United States v. Ursery, --- U.S. ----, --- S.Ct. ----, ---
L.Ed.2d ---- (1996), (citation omitted).
In interpreting 31 U.S.C. § 5317, we assume that
"forfeiture generally and statutory in rem forfeiture in
particular historically have been understood, at least in
part, as punishment."
Austin, 509 U.S. at 618, 113 S.Ct. at
2810. Therefore, we consider if there is anything in the
"[statutory] provisions or their legislative history to
contradict the historical understanding of forfeiture as
punishment."
Id. Under § 5317, the amount forfeitable is
determined by the amount of money a person attempts to take
from the country. 31 U.S.C. § 5317(c), in relevant part,
provides:
If a report under section 5316 with respect to any
monetary instrument is not filed (or if filed, contains
a material omission or misstatement of fact), the
instrument and any interest in property, including a
deposit in a financial institution, traceable to such
instrument may be seized and forfeited to the United
States government.
Because the value of the funds forfeited under the
statute is completely unrelated to remedial goals, except by
mere coincidence, there is a strong presumption that the
forfeiture is, in part, punitive. This presumption is
overcome only where there is a direct correlation between the
value of the items seized and the damages caused by the
defendant, for instance, where the items seized are
contraband. See
Austin, 509 U.S. at 619-21, 113 S.Ct. at
2811; United States v. One Assortment of 89 Firearms,
465
U.S. 354,
104 S. Ct. 1099,
79 L. Ed. 2d 361 (1984). The harm
addressed by § 5317, however, is depriving the government of
the information it seeks, and the amount of the forfeiture in
any particular case is only incidentally related to this harm.
See United States v. $69,292.00 in U.S. Currency,
62 F.3d
1161, 1167-68 (9th Cir.1995). The money Dean was transporting
belonged to him, and it is not a crime to transport one's own
money out of the United States. Although § 5317 in part may
serve the remedial goal of defraying some of the costs the
government has spent in investigation, this is not sufficient
to make it purely remedial. Forfeiture under § 5317 is not
calculated to reimburse the government for the costs of
investigating and prosecuting Dean. Again, this is because
the amount forfeited is independent of any costs to the
government and is based only on the contingent fact of how
much currency is being transported.
Austin, 509 U.S. at 622
n.
14, 113 S. Ct. at 2812 n. 14.
Congress's intent to punish through § 5317 is further
manifested by the fact that forfeiture occurs only as the
result of failing to report the funds. 31 U.S.C. §§ 5316,
5317; see
$69,292.00, 62 F.3d at 1164; United States v. U.S.

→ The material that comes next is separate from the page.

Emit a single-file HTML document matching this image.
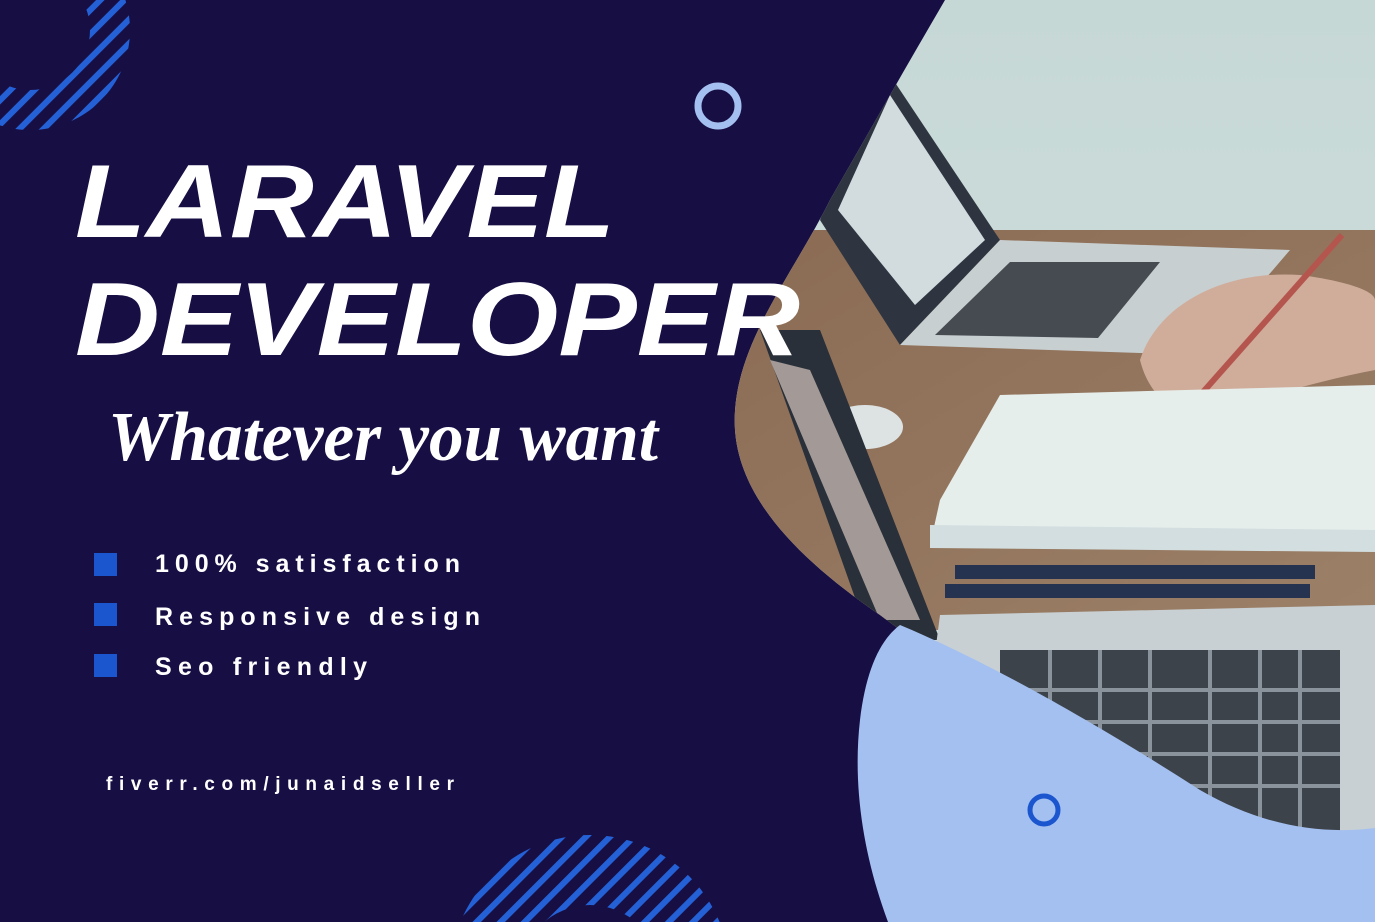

Currency in the Amount of $145,139.00,
18 F.3d 73, 78-80 (2d
Cir.) (Kearse, J., dissenting), cert. denied, --- U.S. ----,
115 S. Ct. 72,
130 L. Ed. 2d 27 (1994). "[A] forfeiture under §
5317 primarily visits retribution on the transporter of the
funds for not having supplied the desired information, and
acts as a potential deterrent."
145,139.00, 18 F.3d at 80
(Kearse, J., dissenting) (discussing the most common forms of
civil remedies and explaining why § 5317 is not a remedial
provision).
Finally, we reject the government's argument that this
case is controlled by One Lot Emerald Cut Stones v. United
States,
409 U.S. 232,
93 S. Ct. 489,
34 L. Ed. 2d 438 (1972),
where the Supreme Court upheld the forfeiture of goods
involved in customs violations as a "reasonable form of
liquidated damages."
Id. at 237, 93 S.Ct. at 493. We agree
with the Ninth Circuit that there is a distinction to be drawn
after Austin between failure to report cases and customs
violations cases. United States v. $69,292 in U.S.
Currency,
62 F.3d at 1167. The crime in this case did not involve the
smuggling of property out of the United States; rather, the
crime was the failure to inform the government that currency
in excess of $10,000 was being transported out of the country.
Where a person attempts to avoid paying a duty, the crime
committed does bear a correlation to the harm to society: the
greater the value of the property, the greater the lost
revenue. In contrast, because it is legal to take currency
out of the United States, the harm that arises when a person
deprives the government of information about how much is being
removed from the country bears no relationship to the amount
that person attempts to remove.
2) Judge Anderson's previously-filed special concurrence is
withdrawn, and he now joins the opinion of the court as modified.